Not everyone is as sanguine as Mr Davey about the prospects of funding UK CCS in the second call. MEP Chris Davies told Bloomberg on 30 November that the funds available would be “tiny” by comparison to those in the first call.
The CCS Association claimed that delaying the vote would allow Member States to provide sufficient assurances to the EC that they would cofund NER300 projects.
In a further blow to CCS, the Industry, Research and Energy committee of the European Parliament voted on 28 November to broaden significantly the scope of fossil energy research under the EU’s Horizon 2020 programme, while constraining the budget available to at most 10% of the total for non-nuclear energy technology.
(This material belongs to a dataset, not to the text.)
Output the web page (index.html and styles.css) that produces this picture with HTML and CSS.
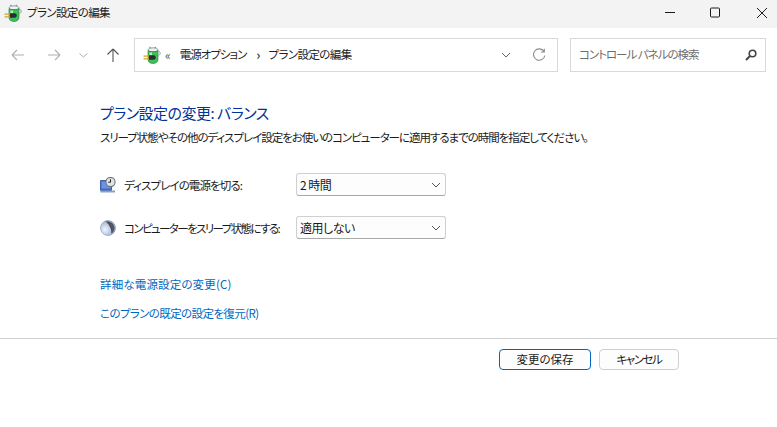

This amount would originally have gone solely to CCS. Mr Davies co-signed amendments that led to the inclusion of conventional power generation and ‘carbon capture and usage’ (quite distinct from CCS).
Ed Davey’s statement to the House of Commons raises some serious questions. What exactly did Commissioner Hedegaard tell him? How would a guarantee to the UK for a certain amount of funding in the second round be compatible with the rules on NER300 that Member States adopted on 2 Feb 2010?
In the last month many press reports and the CCS Association have indicated that very few CCS projects — perhaps one — will be supported in the first call. This website attempted twice to predict which those would be, but these predictions were certainly wrong, so they have been removed.